Request: Work through the material below line by line and say how many lines include the word "components". Only the number, please.

Dataset content:
┌──

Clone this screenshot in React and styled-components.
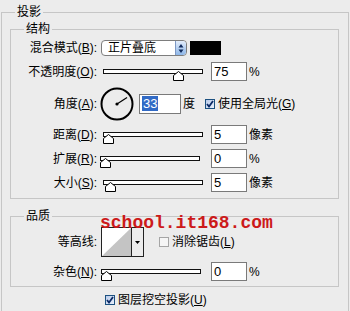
import styled, { createGlobalStyle } from "styled-components";

const GlobalStyle = createGlobalStyle`
  body {
    margin: 0;
    background: #ececec;
    font-family: "Liberation Sans", "Noto Sans CJK SC", sans-serif;
    font-size: 12px;
    color: #000;
  }
`;

const Page = styled.div`
  position: relative;
  width: 350px;
  height: 311px;
  overflow: hidden;
  box-sizing: border-box;
  padding: 4px 0 0 1px;
`;

const Group = styled.fieldset`
  margin: ${(p) => p.$mt || 0}px 0 0;
  padding: ${(p) => p.$pad};
  border: 1px solid #c6c6c6;
  min-width: 0;
  width: ${(p) => p.$w}px;
  box-sizing: border-box;
`;

const Legend = styled.legend`
  margin-left: ${(p) => p.$ml}px;
  padding: 0 2px;
  line-height: 16px;
  font-size: 12px;
`;

const Row = styled.div`
  display: flex;
  align-items: center;
  height: ${(p) => p.$h}px;
  margin-top: ${(p) => p.$mt}px;
`;

const Label = styled.span`
  flex: none;
  width: 86px;
  text-align: right;
  white-space: nowrap;
  line-height: 16px;
`;

const Text = styled.span`
  white-space: nowrap;
  margin-left: ${(p) => p.$ml || 0}px;
  line-height: 16px;
`;

const Select = styled.div`
  display: flex;
  align-items: stretch;
  width: 86px;
  height: 16px;
  margin-left: 4px;
  box-sizing: border-box;
  border: 1px solid #7d7d7d;
  border-radius: 4px;
  background: #fff;
  overflow: hidden;
`;

const SelectText = styled.span`
  flex: 1;
  padding-left: 6px;
  line-height: 14px;
`;

const Spin = styled.span`
  width: 10px;
  display: flex;
  align-items: center;
  justify-content: center;
  border-left: 1px solid #7d98c4;
  border-radius: 0 3px 3px 0;
  background: linear-gradient(#e3edfb, #8db6e8);
`;

const Swatch = styled.span`
  width: 31px;
  height: 14px;
  margin-left: 3px;
  background: #000;
`;

const Track = styled.div`
  position: relative;
  width: 100px;
  height: 5px;
  margin-left: ${(p) => p.$ml}px;
  box-sizing: border-box;
  border: 1px solid #111;
  background: #fff;
`;

const Thumb = styled.svg`
  position: absolute;
  top: 1px;
  width: 11px;
  height: 10px;
  display: block;
`;

const Field = styled.span`
  display: flex;
  align-items: center;
  width: ${(p) => p.$w || 36}px;
  height: ${(p) => p.$h || 19}px;
  margin-left: ${(p) => p.$ml || 8}px;
  box-sizing: border-box;
  border: 1px solid #7a7a7a;
  background: #fff;
  padding-left: 2px;
  font-size: 13px;
`;

const Selected = styled.span`
  background: #316ac5;
  color: #fff;
  padding: 0 1px;
  line-height: 15px;
`;

const Dial = styled.svg`
  width: 34px;
  height: 34px;
  margin-left: 3px;
  display: block;
`;

const Box = styled.span`
  flex: none;
  display: flex;
  align-items: center;
  justify-content: center;
  width: 10px;
  height: 10px;
  margin-left: ${(p) => p.$ml}px;
  box-sizing: border-box;
  border: 1px solid ${(p) => (p.$on ? "#1c5180" : "#a5a5a5")};
  background: ${(p) => (p.$on ? "linear-gradient(135deg, #b9cbea, #e9f0fb)" : "#f5f5f5")};
`;

const Contour = styled.div`
  display: flex;
  height: 30px;
  margin-left: 4px;
  box-sizing: border-box;
  border: 1px solid #222;
`;

const Preview = styled.svg`
  width: 29px;
  height: 28px;
  display: block;
  background: #fff;
  border-right: 1px solid #222;
`;

const DropArrow = styled.span`
  width: 11px;
  display: flex;
  align-items: center;
  justify-content: center;
`;

const Watermark = styled.div`
  position: absolute;
  left: 100px;
  top: 214px;
  font-family: "Liberation Mono", monospace;
  font-weight: bold;
  font-size: 18px;
  line-height: 18px;
  color: #cc1a1a;
  white-space: nowrap;
`;

const Slider = ({ value, max, ml }) => (
  <Track $ml={ml}>
    <Thumb viewBox="0 0 11 10" style={{ left: Math.round((value / max) * 93) - 1 }}>
      <path d="M0.5 9.5V4.5L5.5 0.5L10.5 4.5V9.5Z" fill="#fff" stroke="#000" />
    </Thumb>
  </Track>
);

const Check = ({ on, ml }) => (
  <Box $on={on} $ml={ml}>
    {on && (
      <svg width="8" height="8" viewBox="0 0 8 8">
        <path d="M1 4L3 6.5L7 1" fill="none" stroke="#0b2a66" strokeWidth="1.8" />
      </svg>
    )}
  </Box>
);

const angle = (33 * Math.PI) / 180;

export default function App() {
  return (
    <>
      <GlobalStyle />
      <Page>
        <Group $w={348} $pad="1px 9px 20px 8px">
          <Legend $ml={5}>投影</Legend>

          <Group $pad="0 0 6px 0">
            <Legend $ml={13}>结构</Legend>
            <Row $h={16} $mt={3}>
              <Label>混合模式(<u>B</u>):</Label>
              <Select>
                <SelectText>正片叠底</SelectText>
                <Spin>
                  <svg width="6" height="11" viewBox="0 0 6 11">
                    <path d="M3 1L5.5 4.5H0.5Z M3 10L5.5 6.5H0.5Z" fill="#102a5c" />
                  </svg>
                </Spin>
              </Select>
              <Swatch />
            </Row>
            <Row $h={19} $mt={6}>
              <Label>不透明度(<u>O</u>):</Label>
              <Slider value={75} max={100} ml={6} />
              <Field>75</Field>
              <Text $ml={2}>%</Text>
            </Row>
            <Row $h={33} $mt={6}>
              <Label>角度(<u>A</u>):</Label>
              <Dial viewBox="0 0 34 34">
                <circle cx="17" cy="17" r="15.5" fill="none" stroke="#000" strokeWidth="2" />
                <circle cx="17" cy="17" r="1.6" fill="#000" />
                <line
                  x1="17"
                  y1="17"
                  x2={17 + 12 * Math.cos(angle)}
                  y2={17 - 12 * Math.sin(angle)}
                  stroke="#000"
                  strokeWidth="1.2"
                />
              </Dial>
              <Field $w={42} $h={20} $ml={5}>
                <Selected>33</Selected>
              </Field>
              <Text $ml={2}>度</Text>
              <Check on ml={10} />
              <Text $ml={3}>使用全局光(<u>G</u>)</Text>
            </Row>
            <Row $h={19} $mt={5}>
              <Label>距离(<u>D</u>):</Label>
              <Slider value={0} max={30000} ml={6} />
              <Field>5</Field>
              <Text $ml={2}>像素</Text>
            </Row>
            <Row $h={19} $mt={5}>
              <Label>扩展(<u>R</u>):</Label>
              <Slider value={0} max={100} ml={3} />
              <Field $ml={11}>0</Field>
              <Text $ml={2}>%</Text>
            </Row>
            <Row $h={19} $mt={5}>
              <Label>大小(<u>S</u>):</Label>
              <Slider value={5} max={250} ml={6} />
              <Field>5</Field>
              <Text $ml={2}>像素</Text>
            </Row>
          </Group>

          <Group $mt={9} $pad="0 0 5px 0">
            <Legend $ml={13}>品质</Legend>
            <Row $h={30} $mt={3}>
              <Label>等高线:</Label>
              <Contour>
                <Preview viewBox="0 0 29 28">
                  <path d="M0 28L29 0V28Z" fill="#c4c4c4" />
                </Preview>
                <DropArrow>
                  <svg width="5" height="3" viewBox="0 0 5 3">
                    <path d="M0 0H5L2.5 3Z" fill="#000" />
                  </svg>
                </DropArrow>
              </Contour>
              <Check ml={15} />
              <Text $ml={3}>消除锯齿(<u>L</u>)</Text>
            </Row>
            <Row $h={19} $mt={5}>
              <Label>杂色(<u>N</u>):</Label>
              <Slider value={0} max={100} ml={4} />
              <Field $ml={10}>0</Field>
              <Text $ml={2}>%</Text>
            </Row>
          </Group>

          <Row $h={16} $mt={5}>
            <Check on ml={95} />
            <Text $ml={3}>图层挖空投影(<u>U</u>)</Text>
          </Row>
        </Group>
        <Watermark>school.it168.com</Watermark>
      </Page>
    </>
  );
}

└──

The result: 2